:: Records shown

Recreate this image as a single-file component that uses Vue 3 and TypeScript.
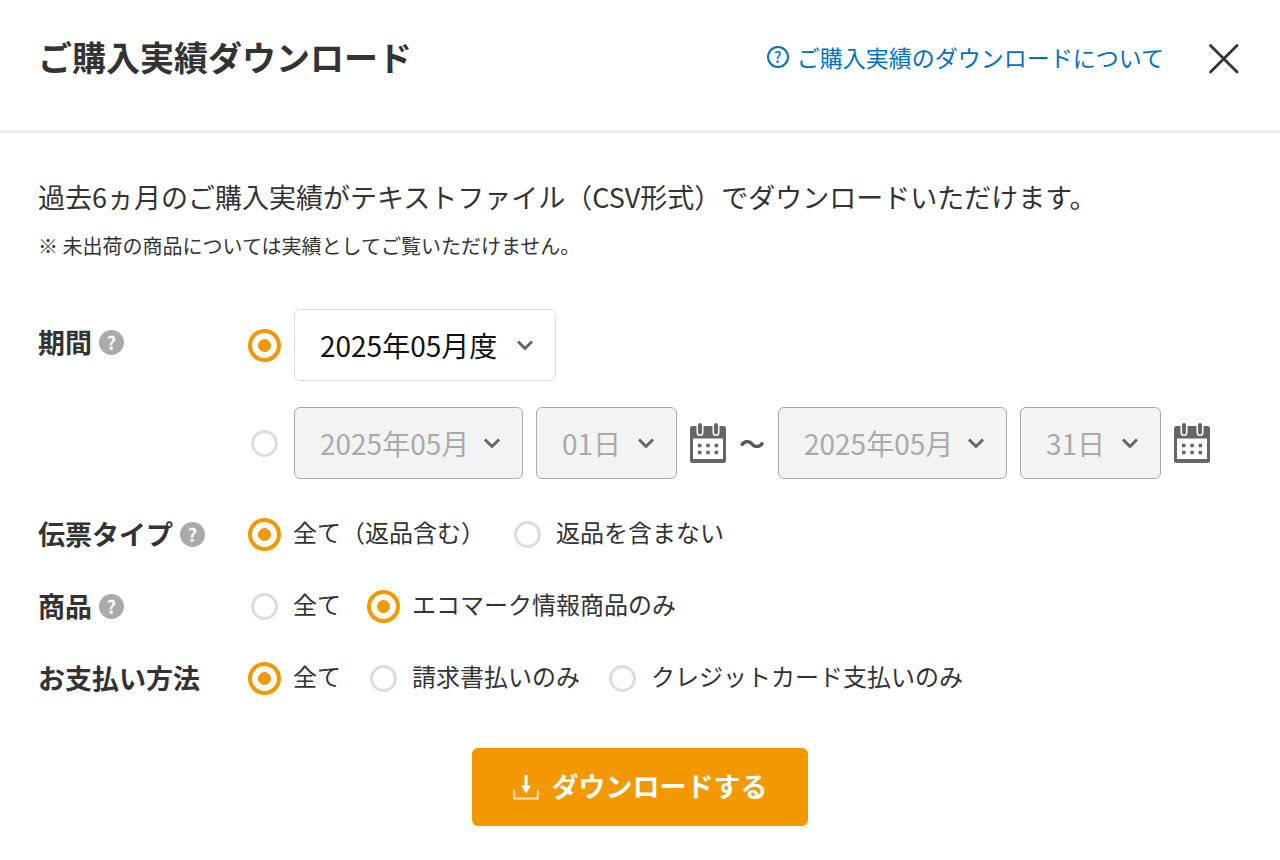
<script setup lang="ts">
import { reactive } from 'vue'

type Choice = { value: string; text: string }
type ChoiceRow = { key: 'slip' | 'item' | 'payment'; label: string; help: boolean; choices: Choice[] }

const form = reactive({
  period: 'month',
  month: '2025年05月度',
  fromMonth: '2025年05月',
  fromDay: '01日',
  toMonth: '2025年05月',
  toDay: '31日',
  slip: 'all',
  item: 'eco',
  payment: 'all',
})

const rows: ChoiceRow[] = [
  {
    key: 'slip',
    label: '伝票タイプ',
    help: true,
    choices: [
      { value: 'all', text: '全て（返品含む）' },
      { value: 'noReturn', text: '返品を含まない' },
    ],
  },
  {
    key: 'item',
    label: '商品',
    help: true,
    choices: [
      { value: 'all', text: '全て' },
      { value: 'eco', text: 'エコマーク情報商品のみ' },
    ],
  },
  {
    key: 'payment',
    label: 'お支払い方法',
    help: false,
    choices: [
      { value: 'all', text: '全て' },
      { value: 'invoice', text: '請求書払いのみ' },
      { value: 'card', text: 'クレジットカード支払いのみ' },
    ],
  },
]

const ranges = [
  { id: 'from', name: '開始', month: 'fromMonth', day: 'fromDay' },
  { id: 'to', name: '終了', month: 'toMonth', day: 'toDay' },
] as const
</script>

<template>
  <main class="dialog">
    <header class="header">
      <h1 class="title">ご購入実績ダウンロード</h1>
      <a class="about" href="#about">
        <span class="about-mark" aria-hidden="true">?</span>
        <span>ご購入実績のダウンロードについて</span>
      </a>
      <button class="close" type="button" aria-label="閉じる">
        <svg viewBox="0 0 34 34" width="34" height="34" aria-hidden="true">
          <path d="M2.500 5.500 29 32M29 5.500 2.500 32" fill="none" stroke="#333" stroke-width="2.800" stroke-linecap="round" />
        </svg>
      </button>
    </header>

    <form class="body" @submit.prevent>
      <p class="lead">過去6ヵ月のご購入実績がテキストファイル（CSV形式）でダウンロードいただけます。</p>
      <p class="note">※ 未出荷の商品については実績としてご覧いただけません。</p>

      <div class="rows">
        <div class="row row-period" role="radiogroup" aria-labelledby="label-period">
          <div class="label">
            <span id="label-period">期間</span>
            <button class="help" type="button" aria-label="期間のヘルプ">?</button>
          </div>
          <div class="period">
            <div class="line">
              <input v-model="form.period" class="radio" type="radio" name="period" value="month" aria-label="月度で指定" />
              <div class="select select-term">
                <select v-model="form.month" aria-label="月度">
                  <option>2025年05月度</option>
                </select>
                <svg class="chevron" viewBox="0 0 18 12" aria-hidden="true"><path d="M2 2.500 9 9.500 16 2.500" /></svg>
              </div>
            </div>
            <div class="line">
              <input v-model="form.period" class="radio" type="radio" name="period" value="range" aria-label="日付で指定" />
              <template v-for="(range, index) in ranges" :key="range.id">
                <span v-if="index > 0" class="wave">〜</span>
                <div class="select select-month">
                  <select v-model="form[range.month]" :disabled="form.period !== 'range'" :aria-label="range.name + '月'">
                    <option>2025年05月</option>
                  </select>
                  <svg class="chevron" viewBox="0 0 18 12" aria-hidden="true"><path d="M2 2.500 9 9.500 16 2.500" /></svg>
                </div>
                <div class="select select-day">
                  <select v-model="form[range.day]" :disabled="form.period !== 'range'" :aria-label="range.name + '日'">
                    <option>{{ form[range.day] }}</option>
                  </select>
                  <svg class="chevron" viewBox="0 0 18 12" aria-hidden="true"><path d="M2 2.500 9 9.500 16 2.500" /></svg>
                </div>
                <button class="calendar" type="button" :aria-label="range.name + '日をカレンダーで選択'">
                  <svg viewBox="0 0 36 40" width="36" height="40" aria-hidden="true">
                    <rect x="0" y="3" width="36" height="37" rx="2.500" fill="#666" />
                    <rect x="3" y="15.500" width="30" height="20.500" fill="#fff" />
                    <path d="M10 2V9.500M26 2V9.500" stroke="#fff" stroke-width="7" stroke-linecap="round" />
                    <path d="M10 2V9.500M26 2V9.500" stroke="#666" stroke-width="4" stroke-linecap="round" />
                    <path d="M8 22.500h3.500M16.300 22.500h3.500M24.600 22.500h3.500M8 29.500h3.500M16.300 29.500h3.500M24.600 29.500h3.500" stroke="#666" stroke-width="3.500" />
                  </svg>
                </button>
              </template>
            </div>
          </div>
        </div>

        <div v-for="row in rows" :key="row.key" class="row" role="radiogroup" :aria-labelledby="'label-' + row.key">
          <div class="label">
            <span :id="'label-' + row.key">{{ row.label }}</span>
            <button v-if="row.help" class="help" type="button" :aria-label="row.label + 'のヘルプ'">?</button>
          </div>
          <div class="choices">
            <label v-for="choice in row.choices" :key="choice.value" class="choice">
              <input v-model="form[row.key]" class="radio" type="radio" :name="row.key" :value="choice.value" />
              <span class="choice-text">{{ choice.text }}</span>
            </label>
          </div>
        </div>
      </div>

      <button class="submit" type="submit">
        <svg viewBox="0 0 26 26" width="26" height="26" aria-hidden="true">
          <path d="M1.200 16V24.500H24.800V16" fill="none" stroke="#fff" stroke-opacity="0.750" stroke-width="1.800" />
          <path d="M13 1V14" fill="none" stroke="#fff" stroke-width="3" />
          <path d="M8 11.500H18L13 19.500Z" fill="#fff" />
        </svg>
        <span class="submit-text">ダウンロードする</span>
      </button>
    </form>
  </main>
</template>

<style>
body {
  background: #fff;
}
</style>

<style scoped>
.dialog {
  color: #333;
  font-family: "Noto Sans CJK JP", sans-serif;
}

.dialog * {
  box-sizing: border-box;
}

.header {
  display: flex;
  align-items: center;
  padding: 37px 38px 53px;
  border-bottom: 3px solid #ececec;
}

.title {
  flex: 1;
  margin: 0;
  font-size: 34px;
  line-height: 40px;
  font-weight: 700;
}

.about {
  display: flex;
  align-items: center;
  gap: 8px;
  color: #0072c3;
  font-size: 23px;
  line-height: 40px;
  text-decoration: none;
}

.about-mark {
  display: flex;
  align-items: center;
  justify-content: center;
  width: 22px;
  height: 22px;
  border: 2px solid currentColor;
  border-radius: 50%;
  font-size: 15px;
  line-height: 18px;
  font-weight: 500;
}

button {
  padding: 0;
  border: 0;
  background: none;
  font-family: inherit;
  cursor: pointer;
}

svg {
  display: block;
}

.close {
  margin-left: 44px;
}

.body {
  display: flex;
  flex-direction: column;
  padding: 44px 38px 34px;
}

.lead {
  margin: 0;
  font-size: 27px;
  line-height: 40px;
}

.note {
  margin: 14px 0 0;
  font-size: 20px;
  line-height: 30px;
}

.rows {
  display: flex;
  flex-direction: column;
  gap: 39px;
  margin-top: 48px;
}

.row {
  display: grid;
  grid-template-columns: 210px 1fr;
}

.label {
  display: flex;
  align-items: center;
  gap: 7px;
  height: 32px;
  font-size: 27px;
  line-height: 32px;
  font-weight: 700;
}

.row-period .label {
  margin-top: 17px;
}

.help {
  width: 25px;
  height: 25px;
  border-radius: 50%;
  background: #aaa;
  color: #fff;
  font-size: 18px;
  line-height: 25px;
  font-weight: 700;
  text-align: center;
}

.period {
  display: flex;
  flex-direction: column;
  gap: 26px;
}

.line {
  display: flex;
  flex-wrap: wrap;
  align-items: center;
  gap: 13px;
}

.radio {
  appearance: none;
  display: grid;
  place-items: center;
  flex: none;
  width: 27px;
  height: 27px;
  margin: 3px;
  border: 3px solid #ddd;
  border-radius: 50%;
  background: #fff;
}

.radio:checked {
  width: 33px;
  height: 33px;
  margin: 0;
  border: 4px solid #f39800;
}

.radio:checked::before {
  content: "";
  width: 13px;
  height: 13px;
  border-radius: 50%;
  background: #f39800;
}

.select {
  position: relative;
}

.select-term {
  width: 262px;
}

.select-month {
  width: 229px;
}

.select-day {
  width: 141px;
}

select {
  appearance: none;
  display: block;
  width: 100%;
  height: 72px;
  padding: 0 0 0 25px;
  border: 1px solid #ddd;
  border-radius: 6px;
  background: #fff;
  color: #111;
  font-family: inherit;
  font-size: 28px;
}

select:disabled {
  border-color: #aaa;
  background: #f3f3f3;
  color: #aaa;
  opacity: 1;
}

.chevron {
  position: absolute;
  top: 30px;
  right: 22px;
  width: 18px;
  height: 12px;
  pointer-events: none;
}

.chevron path {
  fill: none;
  stroke: #666;
  stroke-width: 3;
}

.wave {
  width: 26px;
  color: #555;
  font-size: 26px;
  line-height: 40px;
  font-weight: 700;
}

.choices {
  display: flex;
  flex-wrap: wrap;
  gap: 26px;
}

.choice {
  display: flex;
  align-items: center;
  gap: 12px;
}

.choice-text {
  padding-bottom: 5px;
  font-size: 24px;
  line-height: 28px;
}

.submit {
  display: flex;
  align-items: center;
  justify-content: center;
  align-self: center;
  gap: 13px;
  width: 336px;
  max-width: 100%;
  height: 78px;
  margin-top: 53px;
  border-radius: 6px;
  background: #f39800;
  color: #fff;
  font-size: 27px;
  font-weight: 700;
}

.submit-text {
  padding-bottom: 3px;
}
</style>
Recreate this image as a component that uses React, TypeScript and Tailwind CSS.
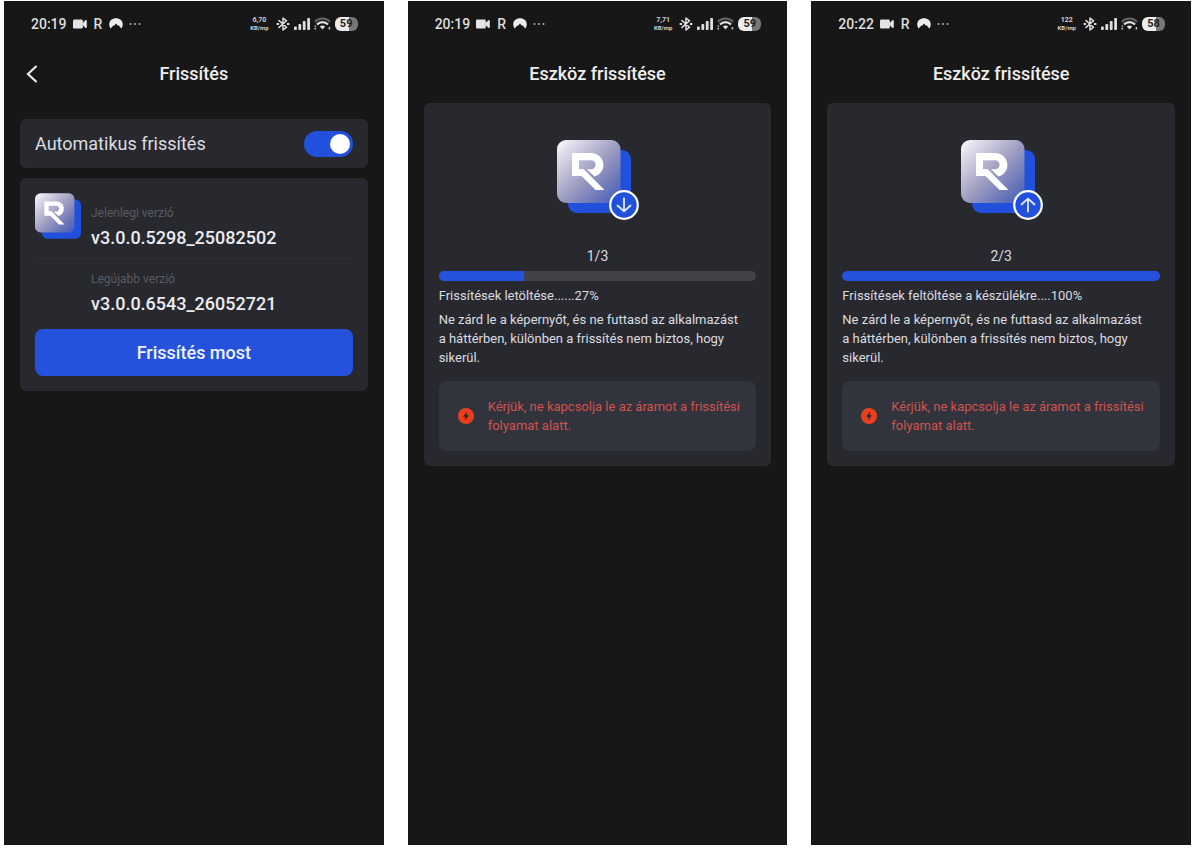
import { useId, useState, type ReactNode } from "react";

function VideoIcon() {
  return (
    <svg className="h-[10px] w-[14px]" viewBox="0 0 14 10" fill="#e4e4e4" aria-hidden="true">
      <rect x="0" y="0.5" width="9.8" height="9" rx="1.2" />
      <path d="M9.4 4.2 L12.4 1.2 Q13.8 0.6 13.8 2 V8 Q13.8 9.4 12.4 8.8 L9.4 6 Z" />
    </svg>
  );
}

function ArcIcon() {
  return (
    <svg className="h-[11px] w-[14px]" viewBox="0 0 14 11" fill="#ececec" aria-hidden="true">
      <path d="M1.7 10.6 C-2 4.6 2 0.3 7 0.3 C12 0.3 16 4.6 12.3 10.6 L9.6 7.2 L8.9 7.8 L7 5.4 L4.9 8 L4.3 7.5 Z" />
    </svg>
  );
}

function DotsIcon() {
  return (
    <svg className="h-[4px] w-[12px]" viewBox="0 0 12 4" fill="#b4b4b4" aria-hidden="true">
      <circle cx="1.5" cy="2" r="1" />
      <circle cx="6" cy="2" r="1" />
      <circle cx="10.5" cy="2" r="1" />
    </svg>
  );
}

function BluetoothIcon() {
  return (
    <svg className="h-[14px] w-[14px]" viewBox="0 0 14 14" fill="none" stroke="#dedede" strokeWidth="1.5" aria-hidden="true">
      <path d="M3 3.6 L10.6 10.2 L7 13 V1 L10.6 3.8 L3 10.4" strokeLinejoin="round" strokeLinecap="round" />
      <path d="M0.6 7 H3 M11 7 H13.4" strokeWidth="1.8" />
    </svg>
  );
}

function SignalIcon() {
  return (
    <svg className="h-[12px] w-[16px]" viewBox="0 0 16 12" fill="#dedede" aria-hidden="true">
      <rect x="0" y="8.5" width="2.8" height="3.5" rx="0.8" />
      <rect x="4.4" y="6" width="2.8" height="6" rx="0.8" />
      <rect x="8.8" y="3" width="2.8" height="9" rx="0.8" />
      <rect x="13.2" y="0" width="2.8" height="12" rx="0.8" />
    </svg>
  );
}

function WifiIcon() {
  return (
    <svg className="h-[13px] w-[17px]" viewBox="0 0 17 13" fill="none" aria-hidden="true">
      <path d="M1 4.8 C5 0.3 12 0.3 16 4.8" stroke="#666666" strokeWidth="2" />
      <path d="M3 7.6 C6 4.3 11 4.3 14 7.6" stroke="#e0e0e0" strokeWidth="2.2" />
      <path d="M5.8 9.6 C7.4 8.1 9.6 8.1 11.2 9.6 L8.5 12.4 Z" fill="#e0e0e0" />
      <path d="M1.3 8.4 V9.8 M1.3 10.8 V12.4 M15.4 10 V12.6" stroke="#bdbdbd" strokeWidth="1.6" />
    </svg>
  );
}

function StatusBar({ time, speed, battery }: { time: string; speed: string; battery: string }) {
  return (
    <div className="flex h-[45px] items-center justify-between pl-[27px] pr-[26px]">
      <div className="flex items-center gap-[6px] text-[#dedede]">
        <span className="text-[14px] font-medium leading-4">{time}</span>
        <VideoIcon />
        <span className="px-[1px] text-[14px] font-medium leading-4">R</span>
        <ArcIcon />
        <DotsIcon />
      </div>
      <div className="flex items-center gap-1">
        <div className="mr-[3px] text-center text-[6px] font-bold leading-[8px] text-[#d0d0d0]">
          <div className="text-[7px]">{speed}</div>
          <div>KB/mp</div>
        </div>
        <BluetoothIcon />
        <SignalIcon />
        <WifiIcon />
        <div className="flex h-[14px] w-[23px] items-center justify-center rounded-[6px] bg-linear-to-r from-[#ececec] from-60% to-[#777777] to-60% text-[11px] font-bold leading-3 text-[#222222]">
          {battery}
        </div>
      </div>
    </div>
  );
}

function LogoShapes() {
  const id = useId();
  return (
    <>
      <defs>
        <linearGradient id={id} x1="0" y1="0" x2="1" y2="1">
          <stop offset="0" stopColor="#ffffff" />
          <stop offset="0.12" stopColor="#e6e3ee" />
          <stop offset="0.5" stopColor="#a09fc2" />
          <stop offset="0.8" stopColor="#6673b8" />
          <stop offset="1" stopColor="#3f5cc4" />
        </linearGradient>
      </defs>
      <rect x="11" y="10" width="63" height="63" rx="9" fill="#2150dc" />
      <rect x="0" y="0" width="63.5" height="63" rx="9" fill={`url(#${id})`} />
      <path
        d="M15 13 H34 A12 12 0 0 1 37.5 36.6 L30 29.3 H34 A4.3 4.3 0 0 0 34 20.2 H22 V29 H26.5 L47.5 50 H38.6 L24.5 36 H15 Z"
        fill="#ffffff"
      />
    </>
  );
}

function BadgedLogo({ direction }: { direction: "down" | "up" }) {
  return (
    <svg className="h-[81px] w-[81px] overflow-visible" viewBox="0 0 81 81" aria-hidden="true">
      <LogoShapes />
      <circle cx="67" cy="65" r="13.8" fill="#2150dc" stroke="#ffffff" strokeWidth="2.2" />
      <path
        d={direction === "down" ? "M67 58.5 V71 M60.5 65.5 L67 71.3 L73.5 65.5" : "M67 71.5 V59 M60.5 64.5 L67 58.7 L73.5 64.5"}
        fill="none"
        stroke="#e6ecff"
        strokeWidth="1.8"
        strokeLinecap="round"
      />
    </svg>
  );
}

function BoltIcon() {
  return (
    <svg className="h-4 w-4 shrink-0" viewBox="0 0 16 16" aria-hidden="true">
      <circle cx="8" cy="8" r="8" fill="#e8401f" />
      <path d="M9 3.6 L5 8.8 H7.4 L6.8 12.4 L11 7.2 H8.6 Z" fill="#33262b" />
    </svg>
  );
}

function Phone({ time, speed, battery, children }: { time: string; speed: string; battery: string; children: ReactNode }) {
  return (
    <section className="flex flex-col bg-[#171717]">
      <StatusBar time={time} speed={speed} battery={battery} />
      {children}
    </section>
  );
}

function UpdateSettings() {
  const [auto, setAuto] = useState(true);
  return (
    <Phone time="20:19" speed="6,70" battery="59">
      <header className="grid h-14 grid-cols-[1fr_auto_1fr] items-center px-[22px]">
        <button type="button" aria-label="Vissza" className="w-3">
          <svg className="h-[18px] w-3" viewBox="0 0 12 18" fill="none" stroke="#eeeeee" strokeWidth="2.1" strokeLinecap="round" aria-hidden="true">
            <path d="M10 1.5 L2 9 L10 16.5" />
          </svg>
        </button>
        <h1 className="text-[18px] font-medium leading-5 text-[#eeeeee]">Frissítés</h1>
      </header>
      <div className="mt-[17px] flex flex-col gap-[10px] px-4">
        <label className="flex h-[49px] items-center justify-between rounded-md bg-[#28292f] px-[15px]">
          <span className="text-[18px] leading-6 text-[#dcdce0]">Automatikus frissítés</span>
          <input
            type="checkbox"
            role="switch"
            checked={auto}
            onChange={(e) => setAuto(e.target.checked)}
            className="flex h-[26px] w-[49px] appearance-none items-center rounded-full bg-[#55565c] px-[3px] before:size-[20px] before:rounded-full before:bg-white checked:justify-end checked:bg-[#2150dc]"
          />
        </label>
        <div className="rounded-md bg-[#28292f] p-[15px]">
          <div className="flex gap-[10px]">
            <svg className="h-[46px] w-[46px] shrink-0" viewBox="0 0 74 73" aria-hidden="true">
              <LogoShapes />
            </svg>
            <div className="pt-3">
              <p className="text-[12px] leading-4 text-[#5a5b60]">Jelenlegi verzió</p>
              <p className="mt-[5px] text-[18px] font-medium leading-6 text-[#ececf0]">v3.0.0.5298_25082502</p>
            </div>
          </div>
          <div className="mt-2 border-t border-[#2f3035]" />
          <div className="pl-14 pt-3">
            <p className="text-[12px] leading-4 text-[#5a5b60]">Legújabb verzió</p>
            <p className="mt-[5px] text-[18px] font-medium leading-6 text-[#ececf0]">v3.0.0.6543_26052721</p>
          </div>
          <button type="button" className="mt-[13px] h-[47px] w-full rounded-lg bg-[#2452dc] text-[18px] font-medium leading-6 text-[#f0f3ff]">
            Frissítés most
          </button>
        </div>
      </div>
    </Phone>
  );
}

interface ProgressProps {
  time: string;
  speed: string;
  battery: string;
  direction: "down" | "up";
  step: string;
  percent: number;
  status: string;
}

const KEEP_OPEN =
  "Ne zárd le a képernyőt, és ne futtasd az alkalmazást a\u00a0háttérben, különben a frissítés nem biztos, hogy sikerül.";

function UpdateProgress({ time, speed, battery, direction, step, percent, status }: ProgressProps) {
  return (
    <Phone time={time} speed={speed} battery={battery}>
      <header className="flex h-14 items-center justify-center">
        <h1 className="text-[18px] font-medium leading-5 text-[#eeeeee]">Eszköz frissítése</h1>
      </header>
      <div className="px-4">
        <div className="mt-px flex flex-col rounded-md bg-[#28292f] px-[15px] pb-[15px] pt-[37px] text-[13px] text-[#dcdce0]">
          <div className="flex justify-center">
            <BadgedLogo direction={direction} />
          </div>
          <p className="mt-[26px] text-center text-[14px] leading-[18px]">{step}</p>
          <div
            role="progressbar"
            aria-label={status}
            aria-valuenow={percent}
            aria-valuemin={0}
            aria-valuemax={100}
            className="mt-[6px] h-[10px] overflow-hidden rounded-full bg-[#414247]"
          >
            <div className="h-full bg-[#2452dc]" style={{ width: `${percent}%` }} />
          </div>
          <p className="mt-[5px] leading-[19px]">{status}</p>
          <p className="mt-[5px] leading-[19px]">{KEEP_OPEN}</p>
          <div className="mt-[14px] flex h-[70px] items-center gap-[14px] rounded-lg bg-[#32343d] pl-[19px]">
            <BoltIcon />
            <p className="leading-[19px] text-[#d0524c]">Kérjük, ne kapcsolja le az áramot a frissítési folyamat alatt.</p>
          </div>
        </div>
      </div>
    </Phone>
  );
}

export default function App() {
  return (
    <main className="grid min-h-screen grid-cols-3 gap-6 bg-white pb-[5px] pl-1 pr-[9px] pt-px font-[Roboto,sans-serif]">
      <UpdateSettings />
      <UpdateProgress time="20:19" speed="7,71" battery="59" direction="down" step="1/3" percent={27} status="Frissítések letöltése......27%" />
      <UpdateProgress time="20:22" speed="122" battery="58" direction="up" step="2/3" percent={100} status="Frissítések feltöltése a készülékre....100%" />
    </main>
  );
}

::::

Exercise instructions:
Everything from the first line of the records through the line containing "key: 'slip' |" should be reproduced exactly, apart from the pictures.

Exercise answer:
Recreate this image as a single-file component that uses Vue 3 and TypeScript.
<script setup lang="ts">
import { reactive } from 'vue'

type Choice = { value: string; text: string }
type ChoiceRow = { key: 'slip' | 'item' | 'payment'; label: string; help: boolean; choices: Choice[] }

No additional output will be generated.